Abkömmlinge haben Pflichtteilsergänzungsanspruch auch für Schenkungen vor ihrer Geburt. Erklärt von Gerhard Ruby, Fachanwalt für Erbrecht. Konstanz, Radolfzell, Rottweil, Villingen-Schwenningen.
Abkömmlinge haben Pflichtteilsergänzungsanspruch auch für Schenkungen vor ihrer Geburt
Es ist eine wichtige Entscheidung für pflichtteilsberechtigte Kinder, Enkel und Urenkel. Nach einem wegweisenden BGH-Urteil vom 23.05.2012 (Az. IV ZR 250/11) haben Abkömmlinge nach einer Schenkung des Erblassers auch dann einen Pflichtteilsergänzungsanspruch, wenn sie zum Zeitpunkt dieser Schenkung noch nicht geboren waren. Der Bundesgerichtshof gab damit seine entgegenstehende frühere Rechtsprechung zu § 2325 Abs. 1 BGB auf.

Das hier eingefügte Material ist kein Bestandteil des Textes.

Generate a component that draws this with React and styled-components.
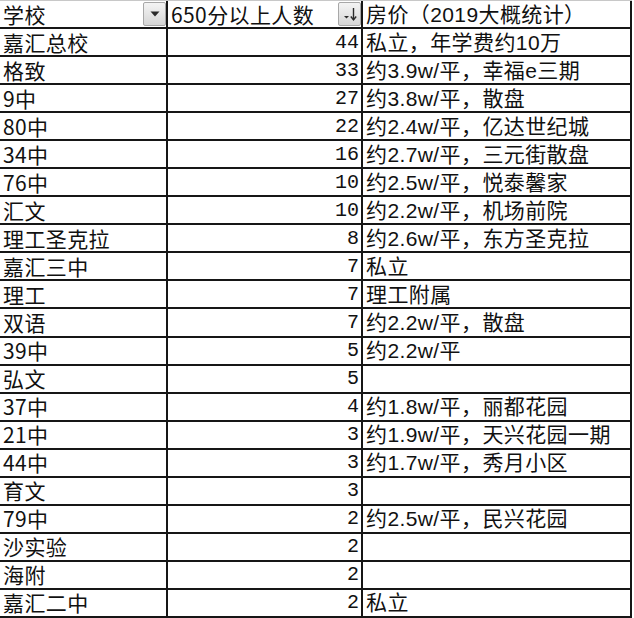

Nach dem Gesetz hat der Pflichtteilsberechtigte unter bestimmten Voraussetzungen einen Anspruch auf Ergänzung seines Pflichtteils, wenn der Erblasser zu Lebzeiten einen Teil seines Vermögens an einen Dritten verschenkt hat. Zur Berechnung des Pflichtteils wird der Wert des Geschenks deshalb zum Nachlass hinzugerechnet.
Nach dem BGH galt bislang: Um einen solchen Ergänzungsanspruch zu haben, musste der Betroffene nicht erst beim Erbfall, sondern schon zum Zeitpunkt der Schenkung pflichtteilsberechtigt und damit bereits geboren sein. Diese sog. „Theorie der Doppelberechtigung“ hat das Gericht 2012 verworfen. Die Begründung der Richter: Die bisherige Auffassung führe zu einer Ungleichbehandlung von Abkömmlingen, die mit dem im Grundgesetz verankerten Gleichheitsgrundsatz des Artikel 3 Abs. 1 GG nicht vereinbar sei.
Mit der alten Rechtsprechung konnte es vorkommen, dass das ältere Kind des Erblassers wegen des Ergänzungsanspruchs einen höheren Pflichtteil erhielt als sein jüngeres Geschwisterkind, das erst nach der Schenkung geboren wurde. Dank der neuen Entscheidung ist jetzt ein Pflichtteilsergänzungsanspruch nicht mehr vom zufälligen Umstand des Geburtszeitpunkts abhängig, was letztlich zu gerechteren Ergebnissen führt.